The topic is money and our social relationships within the Church.
As an undergrad at BYU, I did not run with a wealthy crowd. I tried to pay my own way through school with summer jobs and financial aid. I had a car, but not a lot of cash to throw around. For the most part, I was far from unique — even the rich kids I knew were on budgets, even if they were externally determined. Still, it was strange sometimes to go to the Creamery of any of the various Provo attractions and see those who would toss $20s at the cashier while others would just get water.
10 years later, I consider myself far from rich. I don’t have a lot of debt, outside my mortgage, and my wife works too. I think I probably make more now than my parents ever did, and the thought freaks me out. Have I acheived anything? Probably not, but for some reason it strikes me as some kind of milestone. But here’s what has happened: somewhere along the line, social class has snuck in.
I’m more self-conscious about money, even though I have more of it than I used to. Two weeks ago on vacation in California, the rental car agency screwed up and offered us a convertible instead of the compact car we reserved. We almost didn’t take it, not just because it was a horrible gigantic Chrysler, but because of the thought — what will people think if we pull up in a convertible? The pressure to fit in has grown up and reversed itself: instead of the priciest jeans, now we want to preserve the image of our humble origins.

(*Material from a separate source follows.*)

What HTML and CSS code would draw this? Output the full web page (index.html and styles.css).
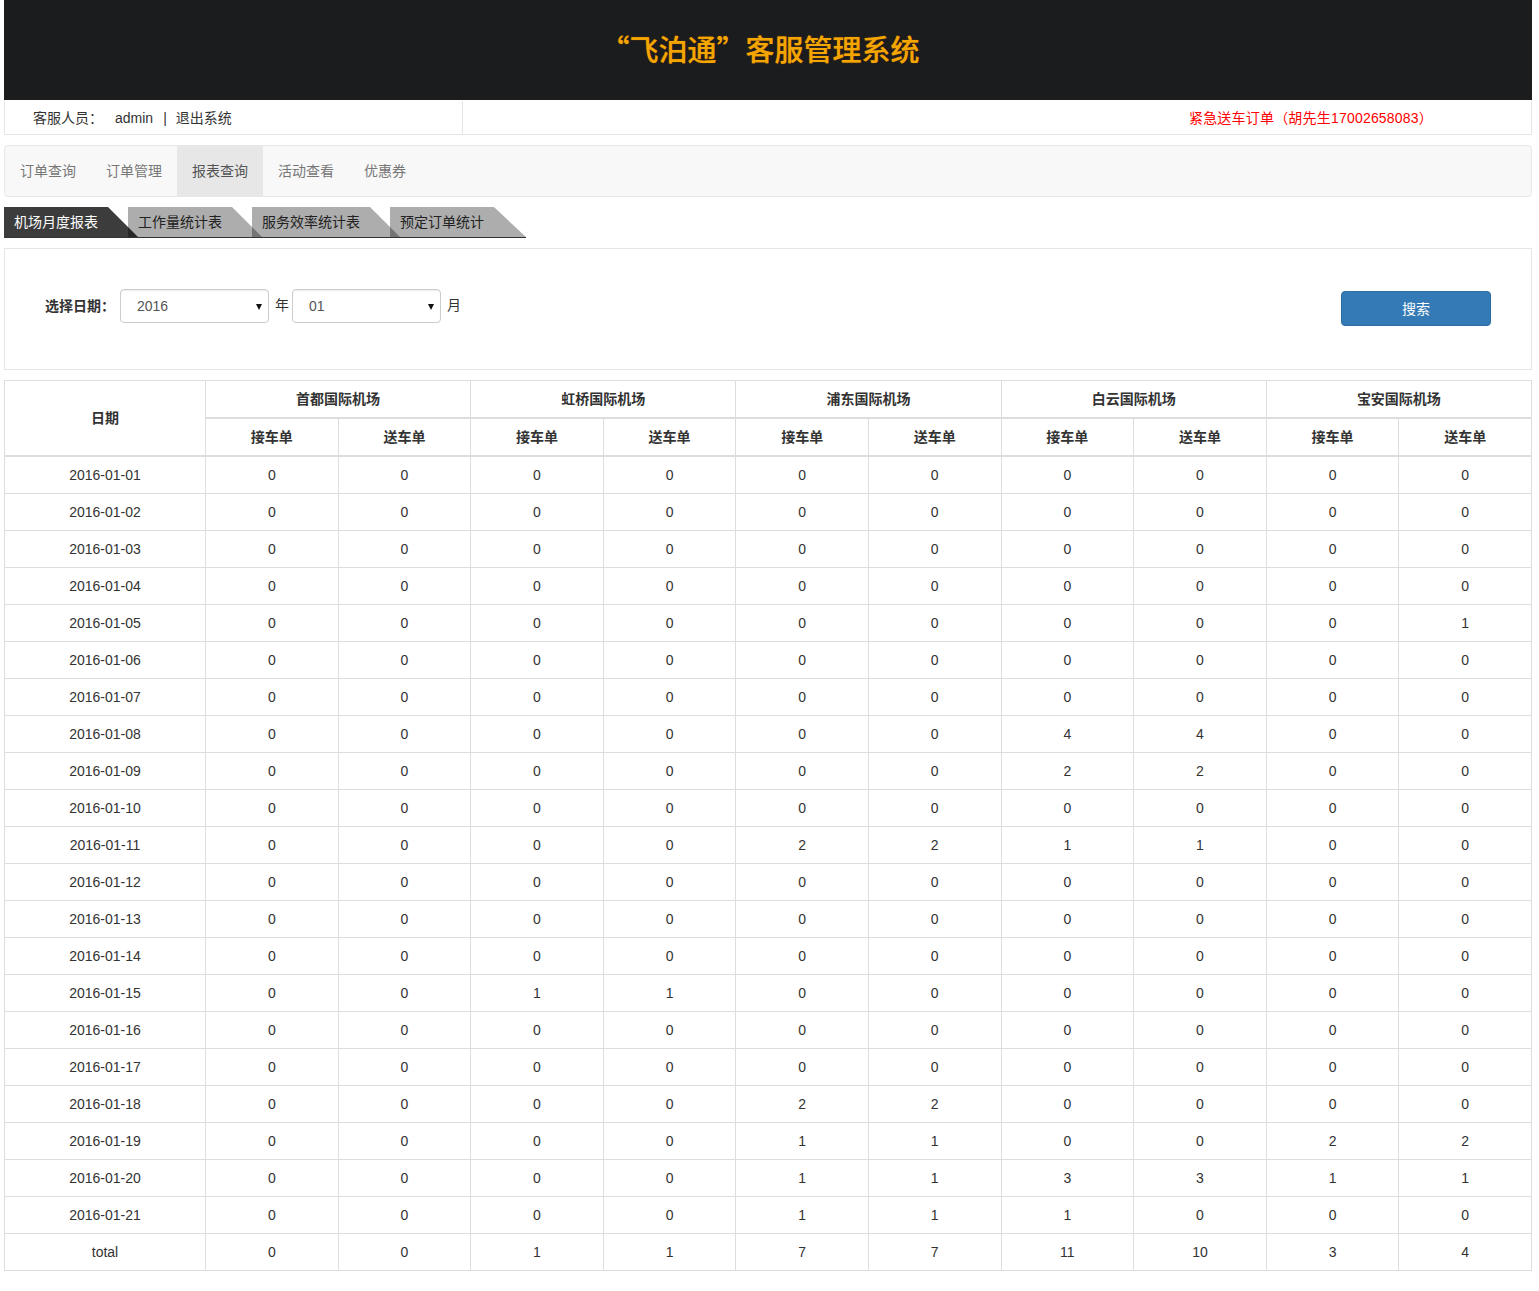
FILE: index.html
```html
<!DOCTYPE html>
<html lang="zh-CN">
<head>
<meta charset="utf-8">
<title>飞泊通客服管理系统</title>
<link rel="stylesheet" href="styles.css">
</head>
<body>
<div class="page">
  <header class="header">
    <h1 class="title">“飞泊通”客服管理系统</h1>
  </header>

  <div class="infobar">
    <div class="info-left">
      <span>客服人员：</span>
      <span class="user">admin</span>
      <span class="sep">|</span>
      <span>退出系统</span>
    </div>
    <div class="info-right">紧急送车订单（胡先生17002658083）</div>
  </div>

  <nav class="navbar">
    <a class="nav-item">订单查询</a>
    <a class="nav-item">订单管理</a>
    <a class="nav-item active">报表查询</a>
    <a class="nav-item">活动查看</a>
    <a class="nav-item">优惠券</a>
  </nav>

  <div class="tabs">
    <div class="tab active">机场月度报表</div>
    <div class="tab">工作量统计表</div>
    <div class="tab">服务效率统计表</div>
    <div class="tab last">预定订单统计</div>
  </div>

  <div class="panel">
    <div class="filter">
      <span class="label">选择日期：</span>
      <span class="sel">2016</span>
      <span class="unit">年</span>
      <span class="sel">01</span>
      <span class="unit">月</span>
    </div>
    <button class="btn">搜索</button>
  </div>

  <table class="report">
    <colgroup>
      <col class="col-date">
      <col><col><col><col><col><col><col><col><col><col>
    </colgroup>
    <thead>
      <tr>
        <th rowspan="2">日期</th>
        <th colspan="2">首都国际机场</th>
        <th colspan="2">虹桥国际机场</th>
        <th colspan="2">浦东国际机场</th>
        <th colspan="2">白云国际机场</th>
        <th colspan="2">宝安国际机场</th>
      </tr>
      <tr>
        <th>接车单</th><th>送车单</th>
        <th>接车单</th><th>送车单</th>
        <th>接车单</th><th>送车单</th>
        <th>接车单</th><th>送车单</th>
        <th>接车单</th><th>送车单</th>
      </tr>
    </thead>
    <tbody>
      <tr><td>2016-01-01</td><td>0</td><td>0</td><td>0</td><td>0</td><td>0</td><td>0</td><td>0</td><td>0</td><td>0</td><td>0</td></tr>
      <tr><td>2016-01-02</td><td>0</td><td>0</td><td>0</td><td>0</td><td>0</td><td>0</td><td>0</td><td>0</td><td>0</td><td>0</td></tr>
      <tr><td>2016-01-03</td><td>0</td><td>0</td><td>0</td><td>0</td><td>0</td><td>0</td><td>0</td><td>0</td><td>0</td><td>0</td></tr>
      <tr><td>2016-01-04</td><td>0</td><td>0</td><td>0</td><td>0</td><td>0</td><td>0</td><td>0</td><td>0</td><td>0</td><td>0</td></tr>
      <tr><td>2016-01-05</td><td>0</td><td>0</td><td>0</td><td>0</td><td>0</td><td>0</td><td>0</td><td>0</td><td>0</td><td>1</td></tr>
      <tr><td>2016-01-06</td><td>0</td><td>0</td><td>0</td><td>0</td><td>0</td><td>0</td><td>0</td><td>0</td><td>0</td><td>0</td></tr>
      <tr><td>2016-01-07</td><td>0</td><td>0</td><td>0</td><td>0</td><td>0</td><td>0</td><td>0</td><td>0</td><td>0</td><td>0</td></tr>
      <tr><td>2016-01-08</td><td>0</td><td>0</td><td>0</td><td>0</td><td>0</td><td>0</td><td>4</td><td>4</td><td>0</td><td>0</td></tr>
      <tr><td>2016-01-09</td><td>0</td><td>0</td><td>0</td><td>0</td><td>0</td><td>0</td><td>2</td><td>2</td><td>0</td><td>0</td></tr>
      <tr><td>2016-01-10</td><td>0</td><td>0</td><td>0</td><td>0</td><td>0</td><td>0</td><td>0</td><td>0</td><td>0</td><td>0</td></tr>
      <tr><td>2016-01-11</td><td>0</td><td>0</td><td>0</td><td>0</td><td>2</td><td>2</td><td>1</td><td>1</td><td>0</td><td>0</td></tr>
      <tr><td>2016-01-12</td><td>0</td><td>0</td><td>0</td><td>0</td><td>0</td><td>0</td><td>0</td><td>0</td><td>0</td><td>0</td></tr>
      <tr><td>2016-01-13</td><td>0</td><td>0</td><td>0</td><td>0</td><td>0</td><td>0</td><td>0</td><td>0</td><td>0</td><td>0</td></tr>
      <tr><td>2016-01-14</td><td>0</td><td>0</td><td>0</td><td>0</td><td>0</td><td>0</td><td>0</td><td>0</td><td>0</td><td>0</td></tr>
      <tr><td>2016-01-15</td><td>0</td><td>0</td><td>1</td><td>1</td><td>0</td><td>0</td><td>0</td><td>0</td><td>0</td><td>0</td></tr>
      <tr><td>2016-01-16</td><td>0</td><td>0</td><td>0</td><td>0</td><td>0</td><td>0</td><td>0</td><td>0</td><td>0</td><td>0</td></tr>
      <tr><td>2016-01-17</td><td>0</td><td>0</td><td>0</td><td>0</td><td>0</td><td>0</td><td>0</td><td>0</td><td>0</td><td>0</td></tr>
      <tr><td>2016-01-18</td><td>0</td><td>0</td><td>0</td><td>0</td><td>2</td><td>2</td><td>0</td><td>0</td><td>0</td><td>0</td></tr>
      <tr><td>2016-01-19</td><td>0</td><td>0</td><td>0</td><td>0</td><td>1</td><td>1</td><td>0</td><td>0</td><td>2</td><td>2</td></tr>
      <tr><td>2016-01-20</td><td>0</td><td>0</td><td>0</td><td>0</td><td>1</td><td>1</td><td>3</td><td>3</td><td>1</td><td>1</td></tr>
      <tr><td>2016-01-21</td><td>0</td><td>0</td><td>0</td><td>0</td><td>1</td><td>1</td><td>1</td><td>0</td><td>0</td><td>0</td></tr>
      <tr><td>total</td><td>0</td><td>0</td><td>1</td><td>1</td><td>7</td><td>7</td><td>11</td><td>10</td><td>3</td><td>4</td></tr>
    </tbody>
  </table>
</div>
</body>
</html>
```

FILE: styles.css
```css
* { box-sizing: border-box; }

body {
  margin: 0;
  font-family: "Liberation Sans", Arial, "Noto Sans CJK SC", sans-serif;
  font-size: 14px;
  line-height: 20px;
  color: #333;
  background: #fff;
}

.page {
  width: 1528px;
  margin-left: 4px;
  padding-bottom: 20px;
}

/* header */
.header {
  height: 100px;
  background: #1b1c1e;
  display: flex;
  align-items: center;
  justify-content: center;
}
.title {
  margin: 0 16px 0 0;
  font-family: "Noto Sans CJK SC", sans-serif;
  font-size: 29px;
  font-weight: 500;
  line-height: 36px;
  color: #f4a600;
  text-shadow: 0 0 1px #c06a00;
  transform: translateY(-2px);
}

/* info bar */
.infobar {
  display: flex;
  height: 35px;
  border: 1px solid #e5e5e5;
  border-top: 0;
  padding-top: 1px;
}
.info-left {
  width: 458px;
  padding-left: 28px;
  border-right: 1px solid #e5e5e5;
  display: flex;
  align-items: center;
}
.user { margin-left: 12px; }
.sep { margin: 0 9px 0 10px; }
.info-right {
  flex: 1;
  display: flex;
  align-items: center;
  justify-content: flex-end;
  padding-right: 98px;
  color: #ff0000;
  letter-spacing: 0.2px;
}

/* navbar */
.navbar {
  margin-top: 10px;
  height: 52px;
  background: #f8f8f8;
  border: 1px solid #e7e7e7;
  border-radius: 4px;
  display: flex;
}
.nav-item {
  padding: 15px;
  line-height: 20px;
  color: #777;
}
.nav-item.active {
  background: #e7e7e7;
  color: #555;
}

/* tabs */
.tabs {
  margin-top: 10px;
  display: flex;
  width: fit-content;
  padding-right: 32px;
  border-bottom: 1px solid #333;
}
.tab {
  position: relative;
  height: 30px;
  line-height: 30px;
  padding: 0 10px;
  margin-right: 20px;
  background: rgba(0, 0, 0, 0.32);
  color: #222;
}
.tab::after {
  content: "";
  position: absolute;
  left: 100%;
  top: 0;
  width: 0;
  height: 0;
  border-bottom: 30px solid rgba(0, 0, 0, 0.32);
  border-right: 30px solid transparent;
}
.tab.active {
  background: #3c3c3c;
  color: #fff;
}
.tab.active::after {
  border-bottom-color: #3c3c3c;
}
.tab.last { margin-right: 0; }
.tab.last::after { border-right-width: 32px; }

/* filter panel */
.panel {
  margin-top: 10px;
  border: 1px solid #e5e5e5;
  padding: 40px 40px 43px 40px;
  display: flex;
  justify-content: space-between;
  align-items: flex-start;
}
.filter {
  display: flex;
  align-items: center;
}
.label {
  font-weight: bold;
  line-height: 34px;
  margin-right: 5px;
}
.sel {
  position: relative;
  display: block;
  width: 149px;
  height: 34px;
  padding: 6px 16px;
  border: 1px solid #ccc;
  border-radius: 4px;
  color: #555;
  box-shadow: inset 0 1px 1px rgba(0, 0, 0, 0.075);
}
.sel::after {
  content: "";
  position: absolute;
  right: 6px;
  top: 14px;
  border-left: 3.5px solid transparent;
  border-right: 3.5px solid transparent;
  border-top: 6px solid #111;
}
.unit {
  margin: 0 3px 0 6px;
  position: relative;
  top: -1px;
}

.btn {
  margin-top: 2px;
  width: 150px;
  height: 35px;
  background: #337ab7;
  border: 1px solid #2e6da4;
  border-radius: 4px;
  color: #fff;
  font-family: inherit;
  font-size: 14px;
  line-height: 20px;
  padding: 6px 12px;
}

/* table */
.report {
  margin-top: 10px;
  width: 1528px;
  table-layout: fixed;
  border-collapse: collapse;
  border: 1px solid #ddd;
}
.col-date { width: 201px; }
.report th,
.report td {
  border: 1px solid #ddd;
  padding: 8px;
  line-height: 20px;
  text-align: center;
  vertical-align: middle;
  font-size: 14px;
  color: #333;
}
.report thead th {
  border-bottom-width: 2px;
  font-weight: bold;
}
```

We talked with some long-time friends the other day, and they told us about how things were tight and how I made the right choice in becoming a lawyer and how they didn’t know how they were going to make things work. They have kids, responsibilities and are some of the best people we know in the world. Compared to them, I’m rich. Then the thought occurs to me, how much money I have, and how I could give them my money. Pride, my stinginess and this social barrier of wealth ensures that will never happen. And the whole time I’m thinking: this is sin, isn’t it?